Pikake is the Hawaiian name for Jasmine and actually translates to the word “peacock”. This flower was a favorite of the Hawaiian Princess Kaiulani. The name of the flower comes from the princess and she named it after her favorite bird. Pikaki gives off a scent that is now considered one of the signature smells of Hawaii. It symbolizes growing together and strength.

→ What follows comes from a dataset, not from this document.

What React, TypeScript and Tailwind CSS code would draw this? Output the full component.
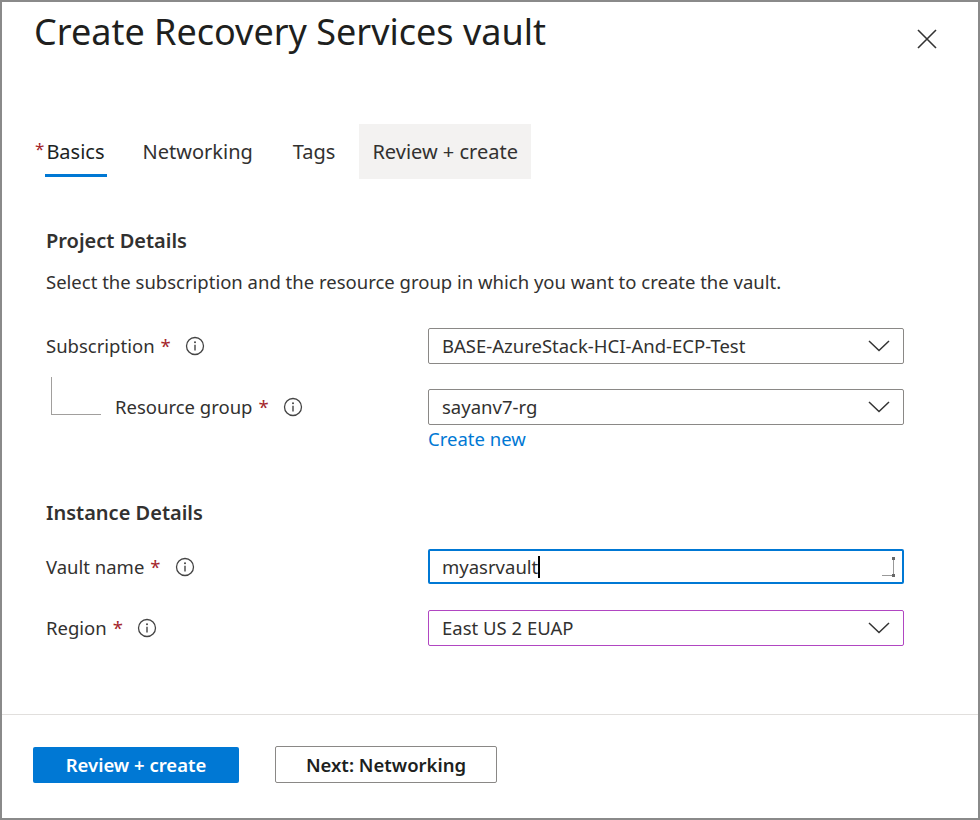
import React from "react";

const Info = () => (
  <svg width="20" height="20" viewBox="0 0 20 20" className="shrink-0">
    <circle cx="10" cy="10" r="8.5" fill="none" stroke="#444" strokeWidth="1.3" />
    <circle cx="10" cy="6.2" r="1" fill="#444" />
    <line x1="10" y1="8.8" x2="10" y2="14.5" stroke="#444" strokeWidth="1.4" />
  </svg>
);
const Chev = () => (
  <svg width="22" height="12" viewBox="0 0 22 12"><path d="M1 1 L11 10.5 L21 1" fill="none" stroke="#333" strokeWidth="1.5" /></svg>
);
const Star = () => <span className="text-[#a4262c] ml-[6px]">*</span>;

function Row({ label, children, indent = false, mt }: { label: string; children: React.ReactNode; indent?: boolean; mt: string }) {
  return (
    <div className={`flex items-center ${mt}`}>
      <div className={`w-[382px] flex items-center ${indent ? "pl-[69px]" : ""}`}>
        <span>{label}</span><Star /><span className="ml-[14px] flex"><Info /></span>
      </div>
      {children}
    </div>
  );
}

function Select({ value, border = "border-[#8a8886]" }: { value: string; border?: string }) {
  return (
    <div className={`w-[476px] h-[36px] border ${border} rounded-[2px] flex items-center justify-between pl-[13px] pr-[13px]`}>
      <span>{value}</span><Chev />
    </div>
  );
}

export default function App() {
  return (
    <div className="w-[980px] h-[820px] bg-white text-[#323130] text-[18.5px] border-t-2 border-l-2 border-r-2 border-b-2 border-[#8a8a8a] relative overflow-hidden" style={{ fontFamily: '"Noto Sans", sans-serif' }}>
      <div className="flex justify-between pl-[32px] pr-[40px] pt-[6px]">
        <h1 className="text-[36px] leading-[48px] text-[#201f1e]">Create Recovery Services vault</h1>
        <svg width="22" height="22" viewBox="0 0 22 22" className="mt-[20px]"><path d="M2 2 L20 20 M20 2 L2 20" stroke="#333" strokeWidth="1.6" /></svg>
      </div>
      <div className="flex items-stretch ml-[31px] mt-[68px] h-[55px] text-[20px]">
        <div className="relative flex items-center px-[2px]">
          <span className="text-[#a4262c] text-[17px] -mt-[6px] mr-[2px]">*</span>
          <span className="text-[#201f1e]">Basics</span>
          <div className="absolute left-[12px] right-[0px] bottom-[2px] h-[3px] bg-[#0078d4]" />
        </div>
        <div className="flex items-center ml-[36px]">Networking</div>
        <div className="flex items-center ml-[40px]">Tags</div>
        <div className="flex items-center ml-[24px] px-[13px] bg-[#f3f2f1]">Review + create</div>
      </div>
      <div className="pl-[44px]">
        <h2 className="text-[20px] font-semibold mt-[48px] leading-[28px]">Project Details</h2>
        <p className="mt-[14px] leading-[26px]">Select the subscription and the resource group in which you want to create the vault.</p>
        <Row label="Subscription" mt="mt-[33px]"><Select value="BASE-AzureStack-HCI-And-ECP-Test" /></Row>
        <div className="relative">
          <div className="absolute left-[5px] -top-[12px] w-[50px] h-[38px] border-l border-b border-[#a19f9d]" />
          <Row label="Resource group" indent mt="mt-[25px]"><Select value="sayanv7-rg" /></Row>
        </div>
        <div className="ml-[382px] mt-[1px] text-[#0078d4] leading-[26px]">Create new</div>
        <h2 className="text-[20px] font-semibold mt-[47px] leading-[28px]">Instance Details</h2>
        <Row label="Vault name" mt="mt-[22px]">
          <div className="w-[476px] h-[35px] border-2 border-[#0078d4] rounded-[2px] flex items-center justify-between pl-[12px] pr-[6px]">
            <span className="flex items-center">myasrvault<span className="w-[1.5px] h-[22px] bg-black" /></span>
            <svg width="16" height="22" viewBox="0 0 16 22"><rect x="12" y="1" width="3" height="3" fill="#666" /><line x1="13.5" y1="4" x2="13.5" y2="18" stroke="#999" /><line x1="2" y1="19.5" x2="12" y2="19.5" stroke="#999" /><rect x="12" y="18" width="3" height="3" fill="#666" /></svg>
          </div>
        </Row>
        <Row label="Region" mt="mt-[26px]"><Select value="East US 2 EUAP" border="border-[#b146c2]" /></Row>
      </div>
      <div className="border-t border-[#e1dfdd] mt-[68px]" />
      <div className="flex items-center pl-[31px] mt-[31px] gap-[36px]">
        <div className="w-[206px] h-[36px] bg-[#0078d4] text-white font-semibold flex items-center justify-center rounded-[2px]">Review + create</div>
        <div className="w-[222px] h-[37px] border border-[#8a8886] rounded-[2px] flex items-center justify-center font-semibold text-[#201f1e]">Next: Networking</div>
      </div>
    </div>
  );
}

This being said if a flower was named after the princess of Hawaii, who can tell you this isn’t a great Hawaiian flower tattoo that you should have inked on your body? This flower is great as the centerpiece of your tattoo or as filler.

Ohia Lehua Flower Tattoo

This plant is brightly colored and looks as tropic as you can get. For your next Hawaiian flower tattoo, this would be a great choice if you love exotic and bright flowers. Five species of this plant are present in the islands of Hawaii and it is known as the first plant to grow on the lava flows after a volcano has erupted. The Ohia Lehua flower symbolizes a sort of toughness and beauty at the same time. To be able to grow where it does and be the first to do it says a lot about this flower.

There is a legend about this flower because of its propensity to grow on lava. The story says there was a man named Ohia and he happened to catch the eye of Pele, the volcano goddess. Ohia wasn’t interested in Pele because his heart was set on a woman named Lehua.

Pele was furious and turned Ohia into an old, beat-up tree. Lehua pleaded with the gods to turn him back but the gods didn’t want to upset Pele, so they made a compromise and turned Lehua into a blossom that grew on the ohia tree. It is said if you pick one of the flowers off the tree it will rain as the rain represents the tears of the lovers being separated.

Naupaka Flower Tattoo

The naupaka flower is native to the Hawaii islands and they are known for their unique shape and their wonderful smell. You will find these flowers growing on hiking trails and beaches on all of the islands.

This flower happens to have its own legend behind it as well. It was said that a lovely Hawaiian princess with the name of Naupaka had fallen in love with someone not of royal blood and she was told she could not be with him. They were told to go into the mountains where they would find a priest and he could offer them advice on how they could be together.

When they got there, the priest wasn’t able to help them so Naupaka tore the flower in her ear in half and told her lover to take his half to the beach and she would stay in the mountains.

This is why you will find two different-looking variations of the naupaka flower. One resides on the beach and one in the mountains and they both look as if they’ve been torn in half.